[START OF Data to process]

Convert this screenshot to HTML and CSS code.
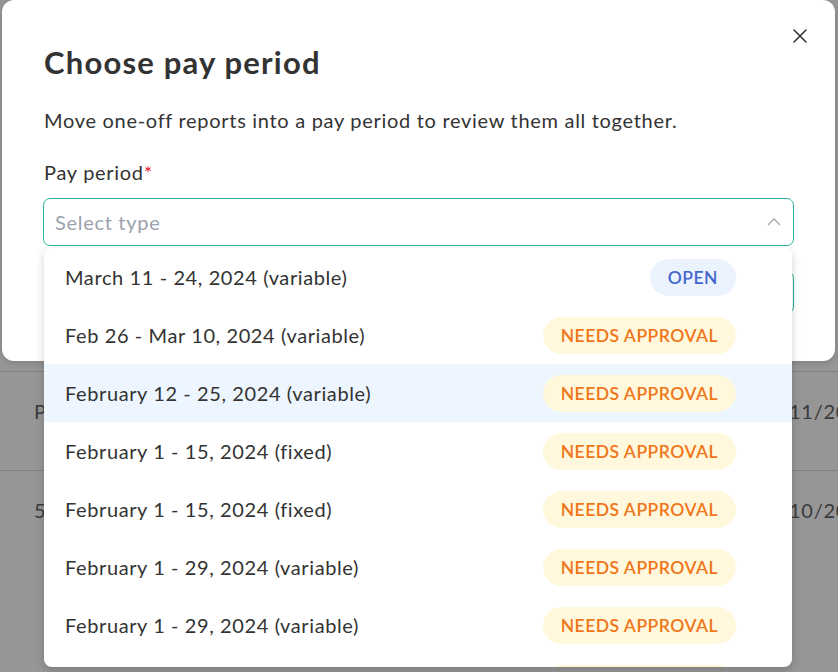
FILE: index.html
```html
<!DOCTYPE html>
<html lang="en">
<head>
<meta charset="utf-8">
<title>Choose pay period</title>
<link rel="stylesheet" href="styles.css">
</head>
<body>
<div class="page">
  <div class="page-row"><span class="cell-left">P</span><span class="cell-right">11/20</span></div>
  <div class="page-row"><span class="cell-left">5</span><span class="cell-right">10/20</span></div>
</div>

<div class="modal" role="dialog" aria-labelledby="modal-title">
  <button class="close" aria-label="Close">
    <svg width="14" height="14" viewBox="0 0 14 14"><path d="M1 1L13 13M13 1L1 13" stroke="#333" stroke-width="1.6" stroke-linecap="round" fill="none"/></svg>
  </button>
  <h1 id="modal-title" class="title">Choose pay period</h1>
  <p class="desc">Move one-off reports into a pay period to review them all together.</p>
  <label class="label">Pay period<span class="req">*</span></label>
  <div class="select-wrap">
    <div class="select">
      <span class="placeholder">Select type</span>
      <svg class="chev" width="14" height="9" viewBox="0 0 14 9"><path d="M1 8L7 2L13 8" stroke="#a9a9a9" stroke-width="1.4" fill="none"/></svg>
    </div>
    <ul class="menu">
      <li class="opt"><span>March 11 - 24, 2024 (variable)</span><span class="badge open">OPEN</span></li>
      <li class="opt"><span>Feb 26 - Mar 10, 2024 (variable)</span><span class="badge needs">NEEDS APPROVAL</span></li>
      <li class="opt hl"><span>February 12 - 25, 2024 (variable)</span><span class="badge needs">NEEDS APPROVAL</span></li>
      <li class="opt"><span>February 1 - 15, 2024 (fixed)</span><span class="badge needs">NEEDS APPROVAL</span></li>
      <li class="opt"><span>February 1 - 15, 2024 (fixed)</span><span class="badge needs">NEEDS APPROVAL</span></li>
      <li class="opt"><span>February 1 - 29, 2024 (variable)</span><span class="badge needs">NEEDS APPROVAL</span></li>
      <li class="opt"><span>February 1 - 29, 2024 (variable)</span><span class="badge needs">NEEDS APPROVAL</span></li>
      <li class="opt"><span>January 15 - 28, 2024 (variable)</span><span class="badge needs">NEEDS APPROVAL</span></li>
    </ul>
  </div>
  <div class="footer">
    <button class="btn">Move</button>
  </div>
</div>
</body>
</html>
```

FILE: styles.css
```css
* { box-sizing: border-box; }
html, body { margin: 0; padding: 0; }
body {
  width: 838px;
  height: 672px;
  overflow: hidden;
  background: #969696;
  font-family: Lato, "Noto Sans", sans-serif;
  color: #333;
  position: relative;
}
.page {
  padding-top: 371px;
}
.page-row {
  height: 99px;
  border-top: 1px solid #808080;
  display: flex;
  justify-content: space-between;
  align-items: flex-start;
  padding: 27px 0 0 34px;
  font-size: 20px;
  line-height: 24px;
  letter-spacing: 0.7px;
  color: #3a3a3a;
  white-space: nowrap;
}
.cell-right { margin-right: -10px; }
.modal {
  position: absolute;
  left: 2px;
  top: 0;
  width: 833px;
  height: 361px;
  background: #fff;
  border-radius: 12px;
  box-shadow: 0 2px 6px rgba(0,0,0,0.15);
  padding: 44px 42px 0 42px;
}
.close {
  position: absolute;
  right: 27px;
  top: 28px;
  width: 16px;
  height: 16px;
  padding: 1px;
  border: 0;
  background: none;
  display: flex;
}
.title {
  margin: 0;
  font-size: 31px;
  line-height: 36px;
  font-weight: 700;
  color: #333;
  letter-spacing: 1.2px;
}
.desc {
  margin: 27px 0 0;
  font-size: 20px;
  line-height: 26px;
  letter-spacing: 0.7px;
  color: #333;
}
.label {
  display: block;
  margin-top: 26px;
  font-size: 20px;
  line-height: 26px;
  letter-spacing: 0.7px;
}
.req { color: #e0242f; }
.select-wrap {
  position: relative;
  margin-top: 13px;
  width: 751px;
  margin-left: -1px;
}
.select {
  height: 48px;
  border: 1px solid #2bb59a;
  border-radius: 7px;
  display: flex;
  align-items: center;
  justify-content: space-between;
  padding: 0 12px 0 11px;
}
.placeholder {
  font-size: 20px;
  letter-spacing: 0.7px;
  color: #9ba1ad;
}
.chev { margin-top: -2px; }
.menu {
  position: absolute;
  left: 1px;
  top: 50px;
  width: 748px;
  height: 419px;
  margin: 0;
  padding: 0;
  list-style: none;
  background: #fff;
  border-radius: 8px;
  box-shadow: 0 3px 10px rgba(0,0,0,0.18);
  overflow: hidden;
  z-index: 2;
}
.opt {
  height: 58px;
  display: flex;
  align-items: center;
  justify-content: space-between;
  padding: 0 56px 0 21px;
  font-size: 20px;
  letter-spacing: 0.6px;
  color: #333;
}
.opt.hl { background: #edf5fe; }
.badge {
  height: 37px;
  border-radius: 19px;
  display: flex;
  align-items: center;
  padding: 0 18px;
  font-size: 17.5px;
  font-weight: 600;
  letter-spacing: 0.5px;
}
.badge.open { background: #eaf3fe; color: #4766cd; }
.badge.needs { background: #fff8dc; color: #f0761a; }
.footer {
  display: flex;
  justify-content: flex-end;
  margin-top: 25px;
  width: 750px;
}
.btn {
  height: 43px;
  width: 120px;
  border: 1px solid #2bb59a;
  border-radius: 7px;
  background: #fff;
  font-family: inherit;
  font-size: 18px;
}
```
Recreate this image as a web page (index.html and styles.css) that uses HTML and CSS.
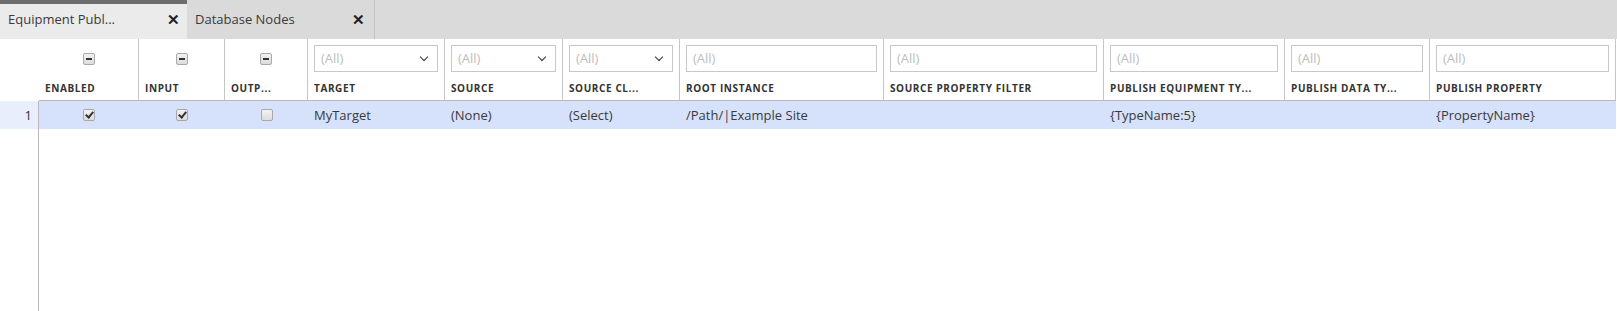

[END OF Data to process]

[Problem requirements] Take the listing above and print it exactly, apart from the pictures.

[Task result]
Convert this screenshot to HTML and CSS code.
FILE: index.html
```html
<!DOCTYPE html>
<html lang="en">
<head>
<meta charset="utf-8">
<title>Choose pay period</title>
<link rel="stylesheet" href="styles.css">
</head>
<body>
<div class="page">
  <div class="page-row"><span class="cell-left">P</span><span class="cell-right">11/20</span></div>
  <div class="page-row"><span class="cell-left">5</span><span class="cell-right">10/20</span></div>
</div>

<div class="modal" role="dialog" aria-labelledby="modal-title">
  <button class="close" aria-label="Close">
    <svg width="14" height="14" viewBox="0 0 14 14"><path d="M1 1L13 13M13 1L1 13" stroke="#333" stroke-width="1.6" stroke-linecap="round" fill="none"/></svg>
  </button>
  <h1 id="modal-title" class="title">Choose pay period</h1>
  <p class="desc">Move one-off reports into a pay period to review them all together.</p>
  <label class="label">Pay period<span class="req">*</span></label>
  <div class="select-wrap">
    <div class="select">
      <span class="placeholder">Select type</span>
      <svg class="chev" width="14" height="9" viewBox="0 0 14 9"><path d="M1 8L7 2L13 8" stroke="#a9a9a9" stroke-width="1.4" fill="none"/></svg>
    </div>
    <ul class="menu">
      <li class="opt"><span>March 11 - 24, 2024 (variable)</span><span class="badge open">OPEN</span></li>
      <li class="opt"><span>Feb 26 - Mar 10, 2024 (variable)</span><span class="badge needs">NEEDS APPROVAL</span></li>
      <li class="opt hl"><span>February 12 - 25, 2024 (variable)</span><span class="badge needs">NEEDS APPROVAL</span></li>
      <li class="opt"><span>February 1 - 15, 2024 (fixed)</span><span class="badge needs">NEEDS APPROVAL</span></li>
      <li class="opt"><span>February 1 - 15, 2024 (fixed)</span><span class="badge needs">NEEDS APPROVAL</span></li>
      <li class="opt"><span>February 1 - 29, 2024 (variable)</span><span class="badge needs">NEEDS APPROVAL</span></li>
      <li class="opt"><span>February 1 - 29, 2024 (variable)</span><span class="badge needs">NEEDS APPROVAL</span></li>
      <li class="opt"><span>January 15 - 28, 2024 (variable)</span><span class="badge needs">NEEDS APPROVAL</span></li>
    </ul>
  </div>
  <div class="footer">
    <button class="btn">Move</button>
  </div>
</div>
</body>
</html>
```

FILE: styles.css
```css
* { box-sizing: border-box; }
html, body { margin: 0; padding: 0; }
body {
  width: 838px;
  height: 672px;
  overflow: hidden;
  background: #969696;
  font-family: Lato, "Noto Sans", sans-serif;
  color: #333;
  position: relative;
}
.page {
  padding-top: 371px;
}
.page-row {
  height: 99px;
  border-top: 1px solid #808080;
  display: flex;
  justify-content: space-between;
  align-items: flex-start;
  padding: 27px 0 0 34px;
  font-size: 20px;
  line-height: 24px;
  letter-spacing: 0.7px;
  color: #3a3a3a;
  white-space: nowrap;
}
.cell-right { margin-right: -10px; }
.modal {
  position: absolute;
  left: 2px;
  top: 0;
  width: 833px;
  height: 361px;
  background: #fff;
  border-radius: 12px;
  box-shadow: 0 2px 6px rgba(0,0,0,0.15);
  padding: 44px 42px 0 42px;
}
.close {
  position: absolute;
  right: 27px;
  top: 28px;
  width: 16px;
  height: 16px;
  padding: 1px;
  border: 0;
  background: none;
  display: flex;
}
.title {
  margin: 0;
  font-size: 31px;
  line-height: 36px;
  font-weight: 700;
  color: #333;
  letter-spacing: 1.2px;
}
.desc {
  margin: 27px 0 0;
  font-size: 20px;
  line-height: 26px;
  letter-spacing: 0.7px;
  color: #333;
}
.label {
  display: block;
  margin-top: 26px;
  font-size: 20px;
  line-height: 26px;
  letter-spacing: 0.7px;
}
.req { color: #e0242f; }
.select-wrap {
  position: relative;
  margin-top: 13px;
  width: 751px;
  margin-left: -1px;
}
.select {
  height: 48px;
  border: 1px solid #2bb59a;
  border-radius: 7px;
  display: flex;
  align-items: center;
  justify-content: space-between;
  padding: 0 12px 0 11px;
}
.placeholder {
  font-size: 20px;
  letter-spacing: 0.7px;
  color: #9ba1ad;
}
.chev { margin-top: -2px; }
.menu {
  position: absolute;
  left: 1px;
  top: 50px;
  width: 748px;
  height: 419px;
  margin: 0;
  padding: 0;
  list-style: none;
  background: #fff;
  border-radius: 8px;
  box-shadow: 0 3px 10px rgba(0,0,0,0.18);
  overflow: hidden;
  z-index: 2;
}
.opt {
  height: 58px;
  display: flex;
  align-items: center;
  justify-content: space-between;
  padding: 0 56px 0 21px;
  font-size: 20px;
  letter-spacing: 0.6px;
  color: #333;
}
.opt.hl { background: #edf5fe; }
.badge {
  height: 37px;
  border-radius: 19px;
  display: flex;
  align-items: center;
  padding: 0 18px;
  font-size: 17.5px;
  font-weight: 600;
  letter-spacing: 0.5px;
}
.badge.open { background: #eaf3fe; color: #4766cd; }
.badge.needs { background: #fff8dc; color: #f0761a; }
.footer {
  display: flex;
  justify-content: flex-end;
  margin-top: 25px;
  width: 750px;
}
.btn {
  height: 43px;
  width: 120px;
  border: 1px solid #2bb59a;
  border-radius: 7px;
  background: #fff;
  font-family: inherit;
  font-size: 18px;
}
```
Recreate this image as a web page (index.html and styles.css) that uses HTML and CSS.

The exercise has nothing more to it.